Le président de la formation de jugement a dispensé le rapporteur public, sur sa proposition, de prononcer des conclusions à l'audience.
Les parties ont été régulièrement averties du jour de l'audience.
Le rapport de M. Soyez a été entendu au cours de l'audience publique.
Considérant ce qui suit :
1. M.B..., ressortissant ivoirien, entré en France le 26 octobre 2012, selon ses dires, relève appel du jugement en date du 18 avril 2017 en tant que le magistrat désigné par le président du Tribunal administratif de Montreuil a rejeté les conclusions de sa demande tendant à l'annulation des décisions du 21 février 2017 portant obligation à quitter le territoire français et fixant le pays de destination.
Sur l'obligation de quitter le territoire français :
2. Aux termes de l'article L. 211-2 du code de relations entre le public et l'administration : " Les personnes physiques ou morales ont le droit d'être informées sans délai des motifs des décisions administratives individuelles défavorables qui les concernent (...) ". Aux termes de l'article L. 211-5 du même code : " La motivation exigée par le présent chapitre doit être écrite et comporter l'énoncé des considérations de droit et de fait qui constituent le fondement de la décision ". Aux termes de l'article L. 511-1 du code de l'entrée et du séjour des étrangers et du droit d'asile : " I. - L'autorité administrative peut obliger à quitter le territoire français un étranger non ressortissant d'un Etat membre de l'Union européenne, d'un autre Etat partie à l'accord sur l'Espace économique européen ou de la Confédération suisse et qui n'est pas membre de la famille d'un tel ressortissant au sens des 4° et 5° de l'article L. 121-1, lorsqu'il se trouve dans l'un des cas suivants : / 1° Si l'étranger ne peut justifier être entré régulièrement sur le territoire français, à moins qu'il ne soit titulaire d'un titre de séjour en cours de validité (...) La décision énonçant l'obligation de quitter le territoire français est motivée ".
3. L'arrêté en litige, qui fait notamment référence aux dispositions du 1° du I de l'article L. 511-1 du code de l'entrée et du séjour des étrangers et du droit d'asile, mentionne que M.B..., qui ne justifie pas être entré régulièrement sur le territoire français, est dépourvu de titre de séjour en cours de validité.
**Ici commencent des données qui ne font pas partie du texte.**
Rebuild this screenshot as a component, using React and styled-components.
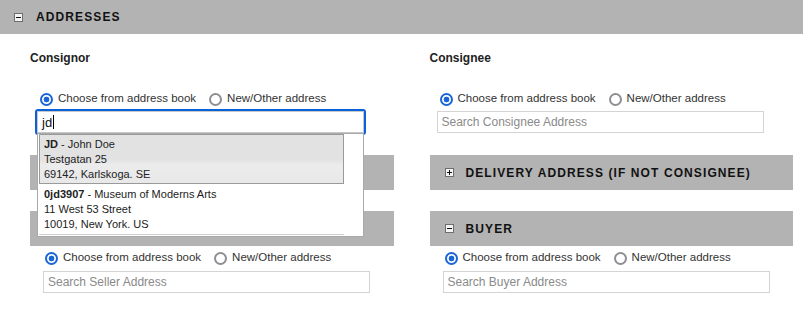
import React from "react";
import styled, { createGlobalStyle } from "styled-components";

const GlobalStyle = createGlobalStyle`
  html, body { margin: 0; padding: 0; background: #fff; }
  body { font-family: "Liberation Sans", Arial, sans-serif; color: #222; }
  *, *::before, *::after { box-sizing: border-box; }
`;

const Page = styled.div`
  width: 803px;
  height: 319px;
  overflow: hidden;
  background: #fff;
`;

const Bar = styled.div`
  display: grid;
  grid-template-columns: 36px 1fr;
  align-items: center;
  height: ${(p) => p.$h}px;
  margin-top: ${(p) => p.$top || 0}px;
  background: #b3b3b3;
`;

const BarIcon = styled.svg`
  justify-self: end;
  margin-right: ${(p) => p.$gap}px;
  display: block;
`;

const BarTitle = styled.span`
  font-size: 12px;
  font-weight: bold;
  letter-spacing: 1.1px;
  color: #111;
  text-transform: uppercase;
  white-space: nowrap;
`;

const Columns = styled.div`
  display: grid;
  grid-template-columns: 1fr 1fr;
  column-gap: 36px;
  padding: 0 10px 0 30px;
`;

const Column = styled.div`
  display: flex;
  flex-direction: column;
`;

const PartyLabel = styled.div`
  margin-top: 17px;
  font-size: 12px;
  line-height: 14px;
  font-weight: bold;
  color: #222;
`;

const RadioRow = styled.div`
  display: flex;
  align-items: flex-start;
  margin-top: ${(p) => p.$top}px;
  padding-left: ${(p) => p.$indent}px;
`;

const RadioOption = styled.label`
  display: flex;
  align-items: flex-start;
  gap: 5px;
  margin-right: 13px;
`;

const RadioInput = styled.input.attrs({ type: "radio" })`
  appearance: none;
  -webkit-appearance: none;
  flex: none;
  width: 13px;
  height: 13px;
  margin: 0;
  border-radius: 50%;
  border: 2px solid #8e8e93;
  background: #fff;
  &:checked {
    border-color: #1a66d8;
    background: radial-gradient(circle at center, #1a66d8 0 2.6px, #fff 3.2px);
  }
`;

const RadioText = styled.span`
  font-size: 11.5px;
  line-height: 10px;
  color: #333;
  white-space: nowrap;
`;

const Field = styled.div`
  position: relative;
  width: 327px;
  margin-top: ${(p) => p.$top}px;
  margin-left: ${(p) => p.$indent}px;
`;

const SearchInput = styled.input`
  display: block;
  width: 100%;
  height: 22px;
  margin: 0;
  padding: 0 4px;
  border: 1px solid #d4d4d4;
  border-radius: 0;
  background: #fff;
  font-family: "Liberation Sans", Arial, sans-serif;
  font-size: 12px;
  color: #222;
  outline: none;
  &::placeholder {
    color: #8a8a8a;
  }
`;

const ActiveInput = styled.div`
  display: flex;
  align-items: center;
  height: 22px;
  padding: 0 4px;
  border: 1px solid #c8c8c8;
  outline: 2px solid #0b62d8;
  border-radius: 1px;
  background: #fff;
  font-size: 13px;
  color: #111;
`;

const Caret = styled.span`
  display: inline-block;
  width: 1px;
  height: 14px;
  margin-left: 1px;
  background: #000;
`;

const Menu = styled.div`
  position: absolute;
  top: 100%;
  left: 0;
  width: 100%;
  z-index: 10;
  padding: 0 0 1px 1px;
  border: 1px solid #a9a9a9;
  background: #fff;
`;

const MenuItem = styled.div`
  width: 305px;
  padding: 2px 4px 1px;
  border: 1px solid ${(p) => (p.$active ? "#9a9a9a" : "transparent")};
  background: ${(p) =>
    p.$active
      ? "linear-gradient(#e2e2e2 0%, #e2e2e2 50%, #e6e6e6 56%, #ececec 62%, #e8e8e8 100%)"
      : "#fff"};
  font-size: 11px;
  line-height: 15px;
  color: #222;
  white-space: nowrap;
`;

const MenuLine = styled.span`
  display: block;
`;

const MenuRule = styled.div`
  width: 305px;
  height: 1px;
  background: #cfcfcf;
`;

function ToggleIcon({ open, gap }) {
  return (
    <BarIcon width="9" height="9" viewBox="0 0 9 9" $gap={gap}>
      <rect x="0.5" y="0.5" width="8" height="8" fill="#f4f4f4" stroke="#6e6e6e" />
      <line x1="2" y1="4.5" x2="7" y2="4.5" stroke="#111" strokeWidth="1" />
      {!open && <line x1="4.5" y1="2" x2="4.5" y2="7" stroke="#111" strokeWidth="1" />}
    </BarIcon>
  );
}

function SectionBar({ title, open, top }) {
  return (
    <Bar $h={35} $top={top}>
      <ToggleIcon open={open} gap={12} />
      <BarTitle>{title}</BarTitle>
    </Bar>
  );
}

function AddressChoice({ name, top, indent }) {
  return (
    <RadioRow $top={top} $indent={indent}>
      <RadioOption>
        <RadioInput name={name} defaultChecked />
        <RadioText>Choose from address book</RadioText>
      </RadioOption>
      <RadioOption>
        <RadioInput name={name} />
        <RadioText>New/Other address</RadioText>
      </RadioOption>
    </RadioRow>
  );
}

const suggestions = [
  { id: "JD", name: "John Doe", street: "Testgatan 25", city: "69142, Karlskoga. SE" },
  { id: "0jd3907", name: "Museum of Moderns Arts", street: "11 West 53 Street", city: "10019, New York. US" },
];

export default function App() {
  return (
    <Page>
      <GlobalStyle />
      <Bar $h={34}>
        <ToggleIcon open gap={13} />
        <BarTitle>Addresses</BarTitle>
      </Bar>
      <Columns>
        <Column>
          <PartyLabel>Consignor</PartyLabel>
          <AddressChoice name="consignor" top={28} indent={10} />
          <Field $top={5} $indent={7}>
            <ActiveInput>
              jd
              <Caret />
            </ActiveInput>
            <Menu>
              {suggestions.map((s, i) => (
                <MenuItem key={s.id} $active={i === 0}>
                  <MenuLine>
                    <b>{s.id}</b> - {s.name}
                  </MenuLine>
                  <MenuLine>{s.street}</MenuLine>
                  <MenuLine>{s.city}</MenuLine>
                </MenuItem>
              ))}
              <MenuRule />
            </Menu>
          </Field>
          <SectionBar title="Pickup address (if not consignor)" top={22} />
          <SectionBar title="Seller" open top={21} />
          <AddressChoice name="seller" top={6} indent={15} />
          <Field $top={6} $indent={13}>
            <SearchInput placeholder="Search Seller Address" />
          </Field>
        </Column>
        <Column>
          <PartyLabel>Consignee</PartyLabel>
          <AddressChoice name="consignee" top={28} indent={10} />
          <Field $top={5} $indent={7}>
            <SearchInput placeholder="Search Consignee Address" />
          </Field>
          <SectionBar title="Delivery address (if not consignee)" top={22} />
          <SectionBar title="Buyer" open top={21} />
          <AddressChoice name="buyer" top={6} indent={15} />
          <Field $top={6} $indent={13}>
            <SearchInput placeholder="Search Buyer Address" />
          </Field>
        </Column>
      </Columns>
    </Page>
  );
}
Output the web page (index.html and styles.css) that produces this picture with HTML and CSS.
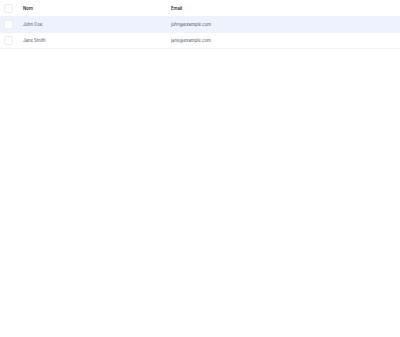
FILE: index.html
```html
<!DOCTYPE html>
<html lang="fr">
<head>
<meta charset="utf-8">
<link rel="stylesheet" href="styles.css">
</head>
<body>
<table class="grid">
  <thead>
    <tr>
      <th class="sel"><span class="box"></span></th>
      <th class="name">Nom</th>
      <th>Email</th>
    </tr>
  </thead>
  <tbody>
    <tr class="active">
      <td class="sel"><span class="box"></span></td>
      <td class="name">John Doe</td>
      <td>john@example.com</td>
    </tr>
    <tr>
      <td class="sel"><span class="box"></span></td>
      <td class="name">Jane Smith</td>
      <td>jane@example.com</td>
    </tr>
  </tbody>
</table>
</body>
</html>
```
FILE: styles.css
```css
html, body {
  margin: 0;
  padding: 0;
  background: #fff;
}
body {
  font-family: Inter, "Noto Sans", sans-serif;
  font-size: 4.3px;
  color: #4b5563;
}
.grid {
  width: 400px;
  border-collapse: collapse;
}
.grid th, .grid td {
  height: 15px;
  padding: 0;
  text-align: left;
  vertical-align: middle;
  border-bottom: 1px solid #f1f2f4;
}
.grid th {
  height: 16px;
  font-weight: 600;
  color: #1f2937;
}
.grid .sel {
  width: 23px;
  padding-left: 4px;
  box-sizing: border-box;
}
.grid .name {
  width: 148px;
}
.grid tr.active td {
  background: #eef2ff;
}
.box {
  display: block;
  width: 9px;
  height: 9px;
  border: 1px solid #eceef1;
  border-radius: 2px;
  box-sizing: border-box;
  background: #fff;
}
```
L'arrêté fait également état de ce que, compte tenu des circonstances propres au cas d'espèce, il n'est pas porté une atteinte disproportionnée à son droit au respect de sa vie privée et familiale. Ainsi, cet arrêté comporte les considérations de droit et de fait qui le fondent. Par suite, le moyen tiré de l'insuffisance de motivation de cette décision au regard des exigences des dispositions précitées manque en fait et doit donc être écarté.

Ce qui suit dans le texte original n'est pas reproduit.